Guerra in Ucraina: orrore, ipocrisia e propaganda

Ormai da più di un anno, i paesi occidentali stanno conducendo una guerra contro la Russia mediante L’Ucraina e il suo popolo martoriato. Inviando carri armati, armi, munizioni e missili gli stati che costituiscono “la resistenza anti-russa” stanno cercando di fermare Putin nella sua campagna militare, tuttavia con il tempo l’avanzata di Mosca continua. Il timore è che, quando le risorse belliche non basteranno più, saremo costretti a mandare delle truppe in Ucraina, cosa che significherebbe l’inizio della Terza Guerra Mondiale e dell’olocausto nucleare.

L’unica alternativa possibile è la trattativa e la risoluzione diplomatica del conflitto, ma questa opzione sembra non piacere né ai governi né ai media: i primi perché, come dei bambini pieni di orgoglio, considerano l’apertura al dialogo una sconfitta umiliante e un segno di debolezza; mentre, per la seconda, l’opzione della pace appare incompatibile con il mantra russofobico che, attraverso le immagini a senso unico dei bombardamenti e dei morti civili, essa sta alimentando.

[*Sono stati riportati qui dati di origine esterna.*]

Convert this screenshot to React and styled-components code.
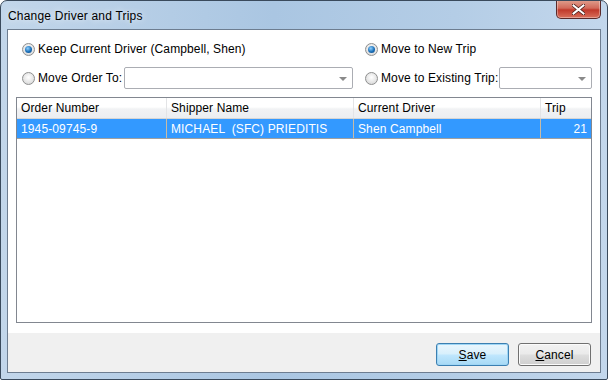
import styled, { createGlobalStyle } from "styled-components";

const GlobalStyle = createGlobalStyle`
  html, body {
    margin: 0;
    padding: 0;
    background: #ffffff;
  }
  body {
    font-family: "Liberation Sans", Arial, sans-serif;
    font-size: 12px;
    letter-spacing: 0.12px;
  }
`;

const Window = styled.div`
  width: 608px;
  height: 380px;
  box-sizing: border-box;
  border: 1px solid #3a4a5c;
  border-radius: 7px 7px 2px 2px;
  background: linear-gradient(90deg, #c2d6ea 0%, #aac6e2 45%, #b4cde6 75%, #c3d7ec 100%);
  display: flex;
  flex-direction: column;
  overflow: hidden;
`;

const TitleBar = styled.div`
  height: 28px;
  display: flex;
  align-items: flex-start;
  justify-content: space-between;
  padding-left: 7px;
  padding-right: 6px;
`;

const Title = styled.div`
  font-family: "Liberation Sans", Arial, sans-serif;
  font-size: 12px;
  letter-spacing: 0.2px;
  color: #000;
  margin-top: 8px;
  text-shadow: 0 0 6px rgba(255, 255, 255, 0.9);
`;

const CloseButton = styled.div`
  width: 45px;
  height: 19px;
  margin-top: -1px;
  box-sizing: border-box;
  border: 1px solid #5a2a2a;
  border-top: none;
  border-radius: 0 0 5px 5px;
  background: linear-gradient(180deg, #e0a08f 0%, #d26a5a 45%, #c0392b 55%, #d9705c 100%);
  display: flex;
  align-items: center;
  justify-content: center;
  box-shadow: inset 0 0 0 1px rgba(255, 255, 255, 0.35);
`;

const Client = styled.div`
  flex: 1;
  margin: 0 6px 6px 6px;
  border: 1px solid #6d7d90;
  background: #ffffff;
  display: flex;
  flex-direction: column;
`;

const Options = styled.div`
  display: grid;
  grid-template-columns: 331px 1fr;
  grid-template-rows: 22px 22px;
  column-gap: 12px;
  row-gap: 7px;
  padding: 8px 8px 8px 14px;
`;

const OptionRow = styled.div`
  display: flex;
  align-items: center;
`;

const Radio = styled.span`
  width: 13px;
  height: 13px;
  box-sizing: border-box;
  border-radius: 50%;
  border: 1px solid #8e8f8f;
  background: radial-gradient(circle at 50% 40%, #ffffff 0%, #e6e6e6 55%, #cfcfcf 100%);
  display: flex;
  align-items: center;
  justify-content: center;
  margin-right: 3px;
  flex-shrink: 0;

  &::after {
    content: "";
    display: ${(p) => (p.checked ? "block" : "none")};
    width: 7px;
    height: 7px;
    border-radius: 50%;
    background: radial-gradient(circle at 40% 35%, #8fd0ff 0%, #1a6fb8 55%, #0b3f78 100%);
  }
`;

const Label = styled.span`
  color: #000;
  white-space: nowrap;
`;

const Combo = styled.div`
  height: 22px;
  width: ${(p) => p.width}px;
  box-sizing: border-box;
  border: 1px solid #abadb3;
  border-radius: 2px;
  background: #fff;
  margin-left: auto;
  display: flex;
  align-items: center;
  justify-content: flex-end;
  padding-right: 5px;
`;

const Arrow = styled.span`
  width: 0;
  height: 0;
  border-left: 4px solid transparent;
  border-right: 4px solid transparent;
  border-top: 4px solid #8a8a8a;
  margin-top: 2px;
`;

const ListView = styled.div`
  margin: 0 8px;
  height: 226px;
  box-sizing: border-box;
  border: 1px solid #828790;
  background: #fff;
`;

const Columns = "150px 187px 187px 1fr";

const HeaderRow = styled.div`
  display: grid;
  grid-template-columns: ${Columns};
  height: 21px;
  background: linear-gradient(180deg, #ffffff 0%, #ffffff 45%, #f1f2f4 55%, #eceef1 100%);
  border-bottom: 1px solid #d5d5d5;
  box-sizing: border-box;
`;

const HeaderCell = styled.div`
  padding-left: 4px;
  display: flex;
  align-items: center;
  border-right: 1px solid #e3e4e6;
  color: #000;
  &:last-child {
    border-right: none;
  }
`;

const DataRow = styled.div`
  display: grid;
  grid-template-columns: ${Columns};
  height: 20px;
  background: ${(p) => (p.selected ? "#3399ff" : "#fff")};
  color: ${(p) => (p.selected ? "#fff" : "#000")};
  border-bottom: 1px solid #a0a0a0;
  box-sizing: border-box;
`;

const Cell = styled.div`
  padding: 0 4px;
  display: flex;
  align-items: center;
  justify-content: ${(p) => (p.right ? "flex-end" : "flex-start")};
  border-right: 1px solid #c8bba5;
  white-space: pre;
  &:last-child {
    border-right: none;
  }
`;

const Spacer = styled.div`
  height: 10px;
`;

const Footer = styled.div`
  flex: 1;
  background: #f0f0f0;
  display: flex;
  justify-content: flex-end;
  align-items: flex-start;
  gap: 9px;
  padding: 10px 9px 0 0;
`;

const Button = styled.button`
  width: 73px;
  height: 23px;
  box-sizing: border-box;
  border-radius: 3px;
  border: 1px solid ${(p) => (p.primary ? "#3c7fb1" : "#707070")};
  background: ${(p) =>
    p.primary
      ? "linear-gradient(180deg, #eaf6fd 0%, #d9f0fc 45%, #bee6fd 55%, #a7d9f5 100%)"
      : "linear-gradient(180deg, #f2f2f2 0%, #ebebeb 45%, #dddddd 55%, #cfcfcf 100%)"};
  box-shadow: ${(p) => (p.primary ? "inset 0 0 0 1px #9fd6f5" : "inset 0 0 0 1px #fbfbfb")};
  font-family: "Liberation Sans", Arial, sans-serif;
  font-size: 12px;
  letter-spacing: 0.12px;
  color: #000;
  padding: 0;
  u {
    text-decoration: underline;
  }
`;

const App = () => {
  return (
    <>
      <GlobalStyle />
      <Window>
        <TitleBar>
          <Title>Change Driver and Trips</Title>
          <CloseButton>
            <svg width="13" height="11" viewBox="0 0 13 11">
              <path
                d="M1 1 L12 10 M12 1 L1 10"
                stroke="#4a1f1a"
                strokeWidth="3.4"
                strokeLinecap="square"
              />
              <path
                d="M1.5 1.5 L11.5 9.5 M11.5 1.5 L1.5 9.5"
                stroke="#ffffff"
                strokeWidth="2"
                strokeLinecap="square"
              />
            </svg>
          </CloseButton>
        </TitleBar>
        <Client>
          <Options>
            <OptionRow>
              <Radio checked />
              <Label>Keep Current Driver (Campbell, Shen)</Label>
            </OptionRow>
            <OptionRow>
              <Radio checked />
              <Label>Move to New Trip</Label>
            </OptionRow>
            <OptionRow>
              <Radio />
              <Label>Move Order To:</Label>
              <Combo width={229}>
                <Arrow />
              </Combo>
            </OptionRow>
            <OptionRow>
              <Radio />
              <Label>Move to Existing Trip:</Label>
              <Combo width={93}>
                <Arrow />
              </Combo>
            </OptionRow>
          </Options>
          <ListView>
            <HeaderRow>
              <HeaderCell>Order Number</HeaderCell>
              <HeaderCell>Shipper Name</HeaderCell>
              <HeaderCell>Current Driver</HeaderCell>
              <HeaderCell>Trip</HeaderCell>
            </HeaderRow>
            <DataRow selected>
              <Cell>1945-09745-9</Cell>
              <Cell>MICHAEL  (SFC) PRIEDITIS</Cell>
              <Cell>Shen Campbell</Cell>
              <Cell right>21</Cell>
            </DataRow>
          </ListView>
          <Spacer />
          <Footer>
            <Button primary>
              <u>S</u>ave
            </Button>
            <Button>
              <u>C</u>ancel
            </Button>
          </Footer>
        </Client>
      </Window>
    </>
  );
};

export default App;
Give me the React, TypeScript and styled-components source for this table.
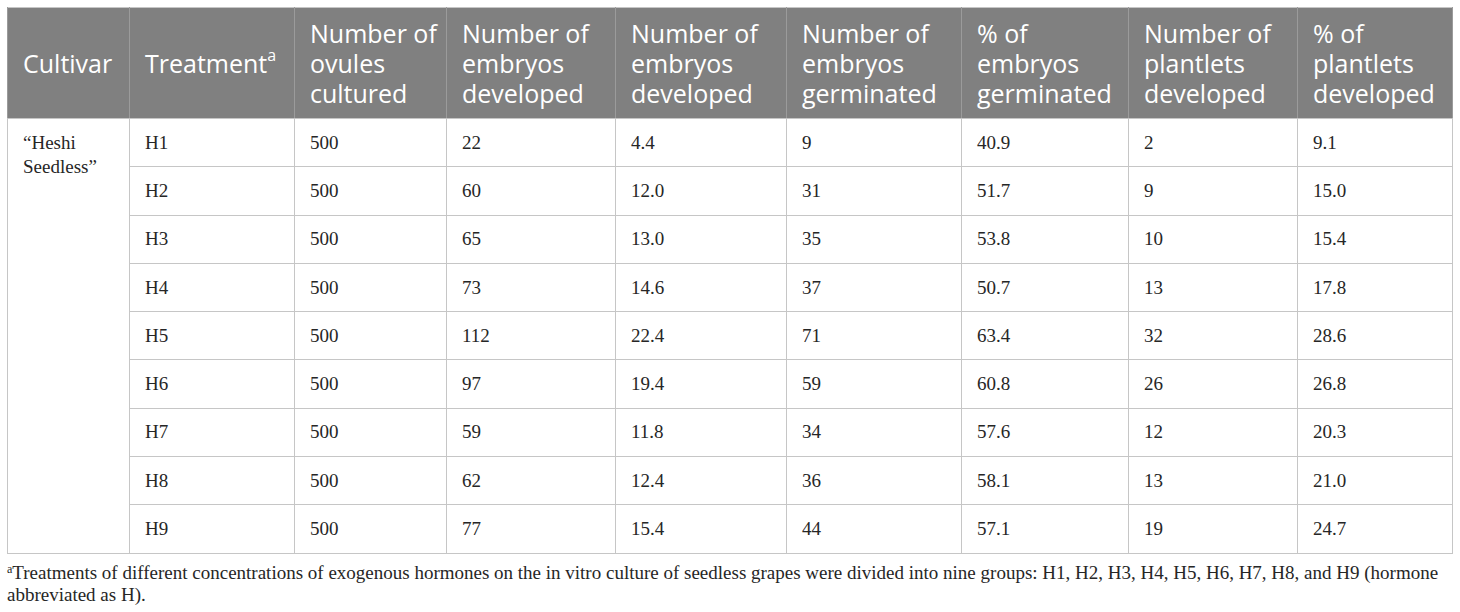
import React from 'react';
import styled, { createGlobalStyle } from 'styled-components';

const GlobalStyle = createGlobalStyle`
  html, body {
    margin: 0;
    padding: 0;
    background: #ffffff;
  }
`;

const Page = styled.div`
  padding: 7px 8px 0 7px;
  width: 1445px;
`;

const Table = styled.table`
  width: 1445px;
  table-layout: fixed;
  border-collapse: collapse;
  border: 1px solid #c6c6c6;
`;

const HeadCell = styled.th`
  height: 110px;
  padding: 0 8px 0 15px;
  background: #808080;
  color: #ffffff;
  font-family: 'Open Sans', 'Liberation Sans', sans-serif;
  font-size: 25px;
  font-weight: 400;
  line-height: 30px;
  text-align: left;
  vertical-align: middle;
  border-left: 1px solid #9b9b9b;
  border-right: 1px solid #9b9b9b;
  border-bottom: 1px solid #c6c6c6;

  sup {
    font-size: 16px;
    line-height: 0;
    position: relative;
    top: -3px;
  }
`;

const Cell = styled.td<{ $top?: boolean }>`
  height: 47.3px;
  padding: ${(p) => (p.$top ? '12px 10px 0 15px' : '0 10px 0 15px')};
  font-family: 'Liberation Serif', 'Times New Roman', serif;
  font-size: 19px;
  line-height: 24px;
  color: #262626;
  vertical-align: ${(p) => (p.$top ? 'top' : 'middle')};
  border: 1px solid #c6c6c6;
`;

const Footnote = styled.p`
  margin: 8px 0 0 0;
  font-family: 'Liberation Serif', 'Times New Roman', serif;
  font-size: 19px;
  line-height: 22px;
  color: #262626;
  width: 1452px;

  sup {
    font-size: 12px;
    vertical-align: top;
    line-height: 14px;
  }
`;

const widths = [122, 165, 152, 169, 171, 175, 167, 169, 155];

const headers: React.ReactNode[] = [
  'Cultivar',
  <>
    Treatment<sup>a</sup>
  </>,
  'Number of ovules cultured',
  'Number of embryos developed',
  'Number of embryos developed',
  'Number of embryos germinated',
  '% of embryos germinated',
  'Number of plantlets developed',
  '% of plantlets developed',
];

const rows = [
  ['H1', '500', '22', '4.4', '9', '40.9', '2', '9.1'],
  ['H2', '500', '60', '12.0', '31', '51.7', '9', '15.0'],
  ['H3', '500', '65', '13.0', '35', '53.8', '10', '15.4'],
  ['H4', '500', '73', '14.6', '37', '50.7', '13', '17.8'],
  ['H5', '500', '112', '22.4', '71', '63.4', '32', '28.6'],
  ['H6', '500', '97', '19.4', '59', '60.8', '26', '26.8'],
  ['H7', '500', '59', '11.8', '34', '57.6', '12', '20.3'],
  ['H8', '500', '62', '12.4', '36', '58.1', '13', '21.0'],
  ['H9', '500', '77', '15.4', '44', '57.1', '19', '24.7'],
];

const App: React.FC = () => {
  return (
    <>
      <GlobalStyle />
      <Page>
        <Table>
          <colgroup>
            {widths.map((w, i) => (
              <col key={i} style={{ width: w }} />
            ))}
          </colgroup>
          <thead>
            <tr>
              {headers.map((h, i) => (
                <HeadCell key={i}>{h}</HeadCell>
              ))}
            </tr>
          </thead>
          <tbody>
            {rows.map((row, r) => (
              <tr key={r}>
                {r === 0 && (
                  <Cell $top rowSpan={rows.length}>
                    “Heshi Seedless”
                  </Cell>
                )}
                {row.map((v, c) => (
                  <Cell key={c}>{v}</Cell>
                ))}
              </tr>
            ))}
          </tbody>
        </Table>
        <Footnote>
          <sup>a</sup>Treatments of different concentrations of exogenous hormones on the in vitro culture of seedless
          grapes were divided into nine groups: H1, H2, H3, H4, H5, H6, H7, H8, and H9 (hormone abbreviated as H).
        </Footnote>
      </Page>
    </>
  );
};

export default App;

Questa è una prova dell’ipocrisia degli stati, infatti, quando nel 1999 la Nato attaccò la Jugoslavia, i telegiornali non riportavano il numero delle vittime e facevano vedere, al massimo, i bagliori delle esplosioni nel buio della notte, nessun volto addolorato e nessuna immagine dell’orrore commesso dall’Alleanza Atlantica E quando la tv serba provò a mostrare gli effetti provocati dai bombardamenti, la Nato la oscurò tempestivamente con un bombardamento “chirurgico”. Naturalmente una guerra illegale non ne giustifica un’altra.

Mentre le vittime civili, soprattutto bambini, ci vengono riferite quotidianamente, i morti tra le forze armate ucraine sono un dato sconosciuto che si può al massimo azzardare. Secondo il governo di Kiev, i caduti tra le loro file andrebbero da 10 a 13 mila uomini, mentre la presidente della Commissione Ue, Ursula Von der Leyen, a dicembre aveva dichiarato l’uccisione di 100 mila soldati ucraini. Nello stesso periodo il capo di Stato maggiore del Pentagono, Mark Miley, sosteneva che le truppe russe perite durante gli scontri ammontassero a 100 mila anch’esse. Dunque, per spostare il confine un po’ più in là, 200 mila vite sono state spazzate via: la cosa preoccupante è che tra queste vittime vengono piante solo quelle ucraine, mentre le morti fra i ragazzi dell’esercito avversario vengono quasi festeggiate, come se non fossero persone umane. Addirittura, sono stati elogiati sia i neonazisti del Battaglione Azov, che già dal 2014 perseguitava i russi nel Donbass, sia l’assassinio di Darya Dugina, colpevole di essere figlia di suo padre.

Per continuare questa carneficina abbiamo distorto la nostra Costituzione, in particolare  l’articolo 11 che denuncia la guerra come mezzo di risoluzione delle controversie internazionali; nei TG è quasi vietato far notare come sia stata la Nato a pressare la Russia, inglobando al suo interno vari stati dell’Est Europa; è altrettanto proibita la cartina dei paesi che non hanno condannato il Cremlino, ovvero l’87% della popolazione mondiale. Sarebbe bello pensare Putin isolato, ma non è così. Sarebbe bello constatare che le sanzioni stiano indebolendo Mosca, ma in realtà danneggiano principalmente l’economia europea.

Nonostante la propaganda, da sempre, stia cercando di inculcarci concetti assurdi, come “guerra umanitaria” “per scopi di pace”, “missione militare speciale” e Putin rimanga un criminale, ormai la realtà di una guerra nucleare non è più così lontana dall’Europa. Se vogliamo uscire da questo terribile massacro ed evitare l’autodistruzione dell’Umanità, bisogna scendere a patti anche con un tiranno: all’etica dei principi deve affiancarsi l’etica della responsabilità.